At 3pm, the Intel commander finally stated they were all free and there no charges had been laid against them. However, Iljas was told he would have to attend an interview the next day with immigration officials because he was a “foreign national”.

Iljas became a Swedish citizen after he was stripped of his Indonesian citizenship after the 1965 coup while he was an agriculture student in China. He had been sent there by the Pesisir Selatan Regency of West Sumatra in 1960.

Finally, at 4pm, the group was escorted by police to a hotel in Padang to await questioning at the immigration office.

On October 13, Iljas was questioned by immigration officials in the presence of Wendra from the Legal Aid Institute. While that went on, the rest of the group learned that the family of one group had been visited by their local village head and told that Iljas was “involved in an activity harmful to the state”.

His parents, who live in Pesisir Selatan, were visited by the village head and threatened to be labelled as former political prisoners (ET) on their identity card.

“In the immigration questioning, Tom was very clear in his answers that the visit was of a personal nature, and his desire to visit his village (which could be the last time) was to document his hometown for his children in Sweden who have never been to his village.

“Immigration pressed on the question of the documentation tool used by another member of the group (not even held by Tom Iljas). Although when this camera was examined, only pictures of landscapes, culinary arts and 'selfies' were found.
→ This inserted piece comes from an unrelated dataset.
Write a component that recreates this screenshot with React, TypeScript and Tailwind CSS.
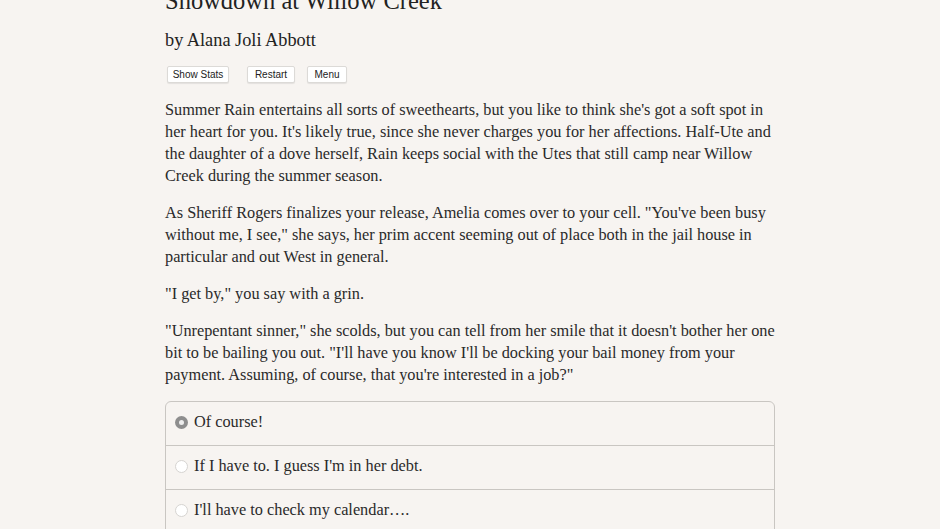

The immigration authorities stated that if for personal documentation, they should only use handphone cameras and, according to tourist visa conditions, he should not document (record) his tour.”

Iljas' interrogation by immigration officials lasted all day up to 6pm and even after that the immigration officials still did not make a decision on his fate, claiming they were awaiting instructions from the the Director General of Immigration.
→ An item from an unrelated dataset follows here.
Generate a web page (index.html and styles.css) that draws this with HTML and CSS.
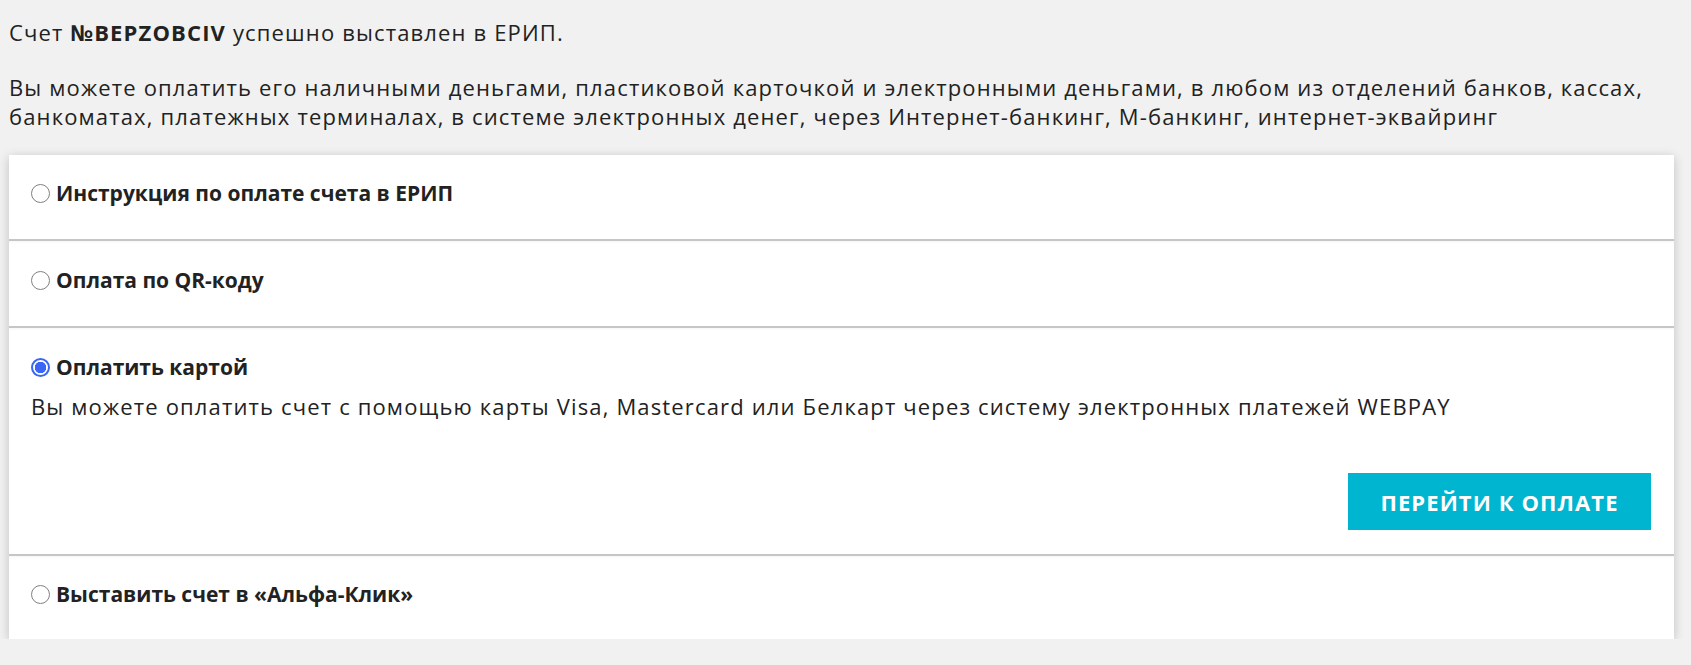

As Iljas waited to hear from immigration officials, the homes of other members of the group were visited by people claiming to be from the State Intelligence Agency (BIN). Neighbours were questioned about their activities and some families were told they would face difficulties if any activity like the 1965 mass grave visit continued.
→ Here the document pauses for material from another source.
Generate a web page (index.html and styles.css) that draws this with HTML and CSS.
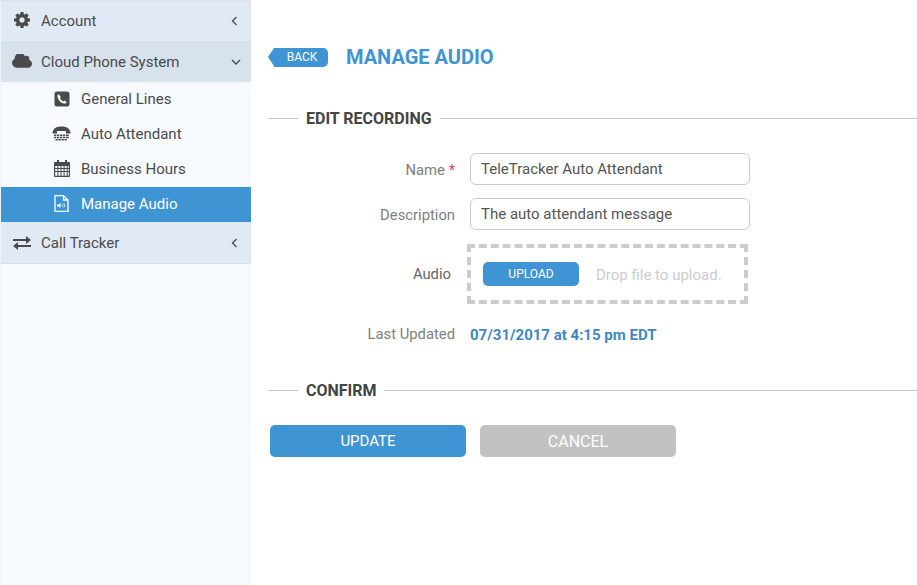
FILE: index.html
```html
<!DOCTYPE html>
<html lang="en">
<head>
<meta charset="utf-8">
<title>Manage Audio</title>
<link rel="stylesheet" href="styles.css">
</head>
<body>
<div class="app">
  <nav class="sidebar">
    <div class="nav-top">
      <span class="ico-box up1"><svg class="ico" width="16" height="16" viewBox="0 0 1536 1536"><path d="M1024 768q0-106-75-181t-181-75-181 75-75 181 75 181 181 75 181-75 75-181zm512-109v222q0 12-8 23t-20 13l-185 28q-19 54-39 91 35 50 107 138 10 12 10 25t-9 23q-27 37-99 108t-94 71q-12 0-26-9l-138-108q-44 23-91 38-16 136-29 186-7 28-36 28h-222q-14 0-24.500-8.500t-11.500-21.500l-28-184q-49-16-90-37l-141 107q-10 9-25 9-14 0-25-11-126-114-165-168-7-10-7-23 0-12 8-23 15-21 51-66.500t54-70.500q-27-50-41-99l-183-27q-13-2-21-12.500t-8-23.500v-222q0-12 8-23t19-13l186-28q14-46 39-92-40-57-107-138-10-12-10-24 0-10 9-23 26-36 98.500-107.500t94.500-71.500q13 0 26 10l138 107q44-23 91-38 16-136 29-186 7-28 36-28h222q14 0 24.500 8.500t11.500 21.500l28 184q49 16 90 37l142-107q9-9 24-9 13 0 25 10 129 119 165 170 7 8 7 22 0 12-8 23-15 21-51 66.500t-54 70.500q26 50 41 98l183 28q13 2 21 12.500t8 23.500z"/></svg></span>
      <span class="nav-label">Account</span>
      <svg class="chev" width="7" height="10" viewBox="0 0 7 10"><path d="M5.500 1 1.500 5 5.500 9"/></svg>
    </div>
    <div class="nav-top open">
      <span class="ico-box up2"><svg class="ico" width="20" height="14" viewBox="0 256 1920 1280"><path d="M1920 1152q0 159-112.500 271.500t-271.500 112.500h-1088q-185 0-316.500-131.500t-131.500-316.500q0-132 71-241.500t187-163.500q-2-28-2-43 0-212 150-362t362-150q158 0 286.500 88t187.500 230q70-62 166-62 106 0 181 75t75 181q0 75-41 138 129 30 213 134.500t84 239.500z"/></svg></span>
      <span class="nav-label">Cloud Phone System</span>
      <svg class="chev" width="10" height="6" viewBox="0 0 10 6"><path d="M1 1 5 5 9 1"/></svg>
    </div>
    <div class="nav-sub">
      <span class="ico-box"><svg class="ico" width="16" height="16" viewBox="0 0 16 16"><rect width="15" height="15" x=".5" y=".5" rx="2.500"/><path fill="#f6faff" d="M4.800 3.200c-.6.200-1.300.8-1.300 1.700 0 3.800 3.800 7.600 7.500 7.600.9 0 1.600-.7 1.800-1.300l-2.300-1.700-1.200 1c-1.400-.6-2.800-2-3.400-3.400l1-1.200z"/></svg></span>
      <span class="nav-label">General Lines</span>
    </div>
    <div class="nav-sub">
      <span class="ico-box"><svg class="ico" width="19" height="15" viewBox="0 0 19 15"><path d="M.5 6C2 1.500 5.500.5 9.500.5s7.500 1 9 5.500v1.500H14V5H5v2.500H.5z"/><path d="M2 8.500h2.300V10H2zM5 8.500h2.300V10H5zM8 8.500h2.300V10H8zM11 8.500h2.300V10H11zM14 8.500h2.700V10H14zM2 10.800h2.300v1.500H2zM5 10.800h2.300v1.500H5zM8 10.800h2.300v1.500H8zM11 10.800h2.300v1.500H11zM14 10.800h2.700v1.500H14zM3.500 13h2.300v1.500H3.500zM6.500 13h2.300v1.500H6.500zM9.500 13h2.300v1.500H9.500zM12.500 13h2.300v1.500h-2.300z"/></svg></span>
      <span class="nav-label">Auto Attendant</span>
    </div>
    <div class="nav-sub">
      <span class="ico-box"><svg class="ico" width="16" height="17" viewBox="0 0 16 17"><path fill-rule="evenodd" d="M3 0h2v2h6V0h2v2h2a1 1 0 0 1 1 1v13a1 1 0 0 1-1 1H1a1 1 0 0 1-1-1V3a1 1 0 0 1 1-1h2zM1.200 6v2h2.200V6zm3.200 0v2h2.100V6zm3.100 0v2h2.100V6zm3.100 0v2h2.100V6zm3.100 0v2h1.100V6zM1.200 9v2h2.200V9zm3.200 0v2h2.100V9zm3.100 0v2h2.100V9zm3.100 0v2h2.100V9zm3.100 0v2h1.100V9zM1.200 12v3.800h2.200V12zm3.200 0v3.800h2.100V12zm3.100 0v3.800h2.100V12zm3.100 0v3.800h2.100V12zm3.100 0v3.800h1.100V12z"/></svg></span>
      <span class="nav-label">Business Hours</span>
    </div>
    <div class="nav-sub active">
      <span class="ico-box"><svg class="ico" width="15" height="17" viewBox="0 0 15 17"><path fill="none" stroke="currentColor" stroke-width="1.300" d="M1 .7h8.500L14 5v11.300H1zM9.500.7V5H14"/><path d="M3 9.500h1.500L6.500 8v5l-2-1.500H3z"/><path fill="none" stroke="currentColor" d="M8 9.500q.8 1 0 2M9.800 8.500q1.600 2 0 4"/></svg></span>
      <span class="nav-label">Manage Audio</span>
    </div>
    <div class="nav-top last">
      <span class="ico-box"><svg class="ico" width="18" height="14" viewBox="0 0 18 14"><path d="M0 3h13V0l5 4-5 4V5H0zM18 9H5V6l-5 4 5 4v-3h13z"/></svg></span>
      <span class="nav-label">Call Tracker</span>
      <svg class="chev" width="7" height="10" viewBox="0 0 7 10"><path d="M5.500 1 1.500 5 5.500 9"/></svg>
    </div>
  </nav>
  <main class="main">
    <header class="page-head">
      <a class="back">BACK</a>
      <h1 class="title">MANAGE AUDIO</h1>
    </header>
    <h2 class="section"><span>EDIT RECORDING</span></h2>
    <div class="form">
      <div class="row">
        <label class="lbl lbl-low">Name <b class="req">*</b></label>
        <input class="field" type="text" value="TeleTracker Auto Attendant">
      </div>
      <div class="row">
        <label class="lbl lbl-low">Description</label>
        <input class="field" type="text" value="The auto attendant message">
      </div>
      <div class="row audio">
        <label class="lbl lbl-audio">Audio</label>
        <div class="drop">
          <button class="upload">UPLOAD</button>
          <span class="hint">Drop file to upload.</span>
        </div>
      </div>
      <div class="row updated">
        <label class="lbl">Last Updated</label>
        <span class="stamp">07/31/2017 at 4:15 pm EDT</span>
      </div>
    </div>
    <h2 class="section confirm"><span>CONFIRM</span></h2>
    <div class="actions">
      <button class="btn primary">UPDATE</button>
      <button class="btn muted">CANCEL</button>
    </div>
  </main>
</div>
</body>
</html>
```
FILE: styles.css
```css
* { box-sizing: border-box; }
html, body { margin: 0; height: 100%; }
body { font-family: Roboto, "Liberation Sans", sans-serif; background: #fff; color: #444; overflow: hidden; }
.app { display: flex; height: 585px; }

.sidebar { width: 251px; flex: none; background: #f6faff; border-left: 1px solid #f0f4f8; border-top: 1px solid #dfe3e8; }
.nav-top { display: flex; align-items: center; height: 40px; background: #e1eaf4; padding-left: 11px; padding-right: 13px; font-size: 15px; color: #4a4a4a; }
.nav-top.open { height: 41px; padding-top: 1px; padding-right: 10px; background: #d8e2ec; }
.nav-top.last { height: 42px; padding-top: 1px; border-bottom: 1px solid #d8e2ec; }
.nav-sub { display: flex; align-items: center; height: 35px; padding-left: 51px; padding-bottom: 2px; font-size: 15px; color: #4a4a4a; }
.nav-sub.active { background: #3f94d4; color: #fff; }
.ico-box { display: flex; justify-content: center; align-items: center; width: 19px; margin-right: 10px; flex: none; }
.up1 { margin-top: -2px; }
.up2 { margin-top: -3px; }
.ico { fill: currentColor; flex: none; }
.nav-label { flex: 1; }
.chev { fill: none; stroke: #4a4a4a; stroke-width: 1.400; flex: none; }

.main { flex: 1; min-width: 0; padding-left: 17px; padding-top: 46px; }
.page-head { display: flex; align-items: center; height: 22px; }
.back { position: relative; display: block; width: 54px; height: 19px; margin-left: 6px; border-radius: 0 5px 5px 0; background: #3f94d4; color: #fff; font-size: 12px; line-height: 19px; text-align: center; padding-left: 2px; }
.back::before { content: ""; position: absolute; left: -6px; top: 0; border-style: solid; border-width: 9.500px 6px 9.500px 0; border-color: transparent #3f94d4 transparent transparent; }
.title { margin: 0 0 0 18px; font-size: 20px; font-weight: 700; color: #3f94d4; }

.section { display: flex; align-items: center; margin: 40px 0 0; font-size: 16px; font-weight: 700; color: #444; height: 20px; }
.section::before { content: ""; width: 30px; height: 1px; background: #c8c8c8; }
.section::after { content: ""; flex: 1; height: 1px; background: #c8c8c8; }
.section span { padding: 0 8px; }
.section.confirm { margin-top: 35px; }
.section.confirm span { padding-right: 7px; }

.form { margin-top: 25px; }
.row { display: flex; align-items: center; height: 32px; margin-bottom: 13px; }
.lbl { width: 202px; flex: none; text-align: right; font-size: 14.800px; color: #808080; padding-right: 15px; }
.lbl-low { padding-top: 2px; }
.req { color: #e8434f; font-weight: 400; }
.field { width: 280px; height: 32px; border: 1px solid #ccc; border-radius: 6px; padding: 0 10px; font: 15px Roboto, sans-serif; color: #555; outline: none; }
.audio { height: 60px; margin-bottom: 19px; margin-top: 14px; }
.lbl-audio { color: #666; padding-right: 19px; }
.drop { display: flex; align-items: center; width: 281px; height: 60px; margin-left: -3px; padding-left: 12px; border: 4px dashed #ccc; }
.upload { width: 96px; height: 24px; border: 0; border-radius: 5px; background: #3f94d4; color: #fff; font: 12px Roboto, sans-serif; padding: 0; }
.hint { margin-left: 17px; padding-top: 2px; font-size: 15px; color: #ccc; }
.updated { height: 22px; margin-bottom: 0; }
.stamp { padding-top: 2px; font-size: 15px; font-weight: 700; color: #3f88c5; }

.actions { display: flex; gap: 14px; margin-top: 25px; padding-left: 2px; }
.btn { width: 196px; height: 32px; border: 0; border-radius: 5px; color: #fff; padding: 0; }
.primary { background: #3f94d4; font: 15px Roboto, sans-serif; }
.muted { background: #c2c2c2; font: 16px Roboto, sans-serif; }
```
On October 15, Iljas was given the news that he was to be deported and placed on an immigration blacklist.

The group responded: “Tom Iljas was making a personal pilgrimage, possibly for the last time seeing the graves of his father and mother.

“His father's grave is one of the mass graves documented by Komnas HAM's investigations of the 1965 killings. But his desire has now been killed because his deportation was followed by being put on the blacklist, so Tom cannot return to Indonesia.

“Tom Iljas, from the Minang people, a youth who was sent to represent Salido, dispossessed of his citizenship in 1965 and now in the twilight of his life, has been expelled from the land of his birth. By his own community. For us it is a crime against humanity ...

“It has been more than 17 years of Reformasi [the reform process at the end of the Suharto dictatorship], but there are no signs of reform in the police relating to detention and investigation processes.

“There are no changes at all for events related to the rights of 1965 victims to obtain truth. Proven by what happened to us, just to look at the mass graves of family members we still get terror and intimidation.

“We recognise that what is happening is the result of efforts for reconciliation and the fulfilment of the rights of victims.

“Therefore we also hope that:

“1. The government through the relevant ministries (Coordinating Ministry for Political, Legal and Security Affairs - Menkopolhukam) lifts the ban on Tom Iljas.

“2. Provides justice for the 1965 victims and survivors, not intimidation and violence.

“3. The government earnestly conducts a disclosure of the truth so that the rights of victims can be met.

“We are issuing this open letter to call upon the government and law enforcement officials to ensure that similar incidents do not recur, and to demand protection for the local residents who helped us.

“Through this open letter we also express our gratitude to our friends at YLBHI, Komnas HAM and LBH Jakarta LBH Padang and Tim Kecil in Jakarta working in confidence, and swiftly responding to our requests for legal assistance.”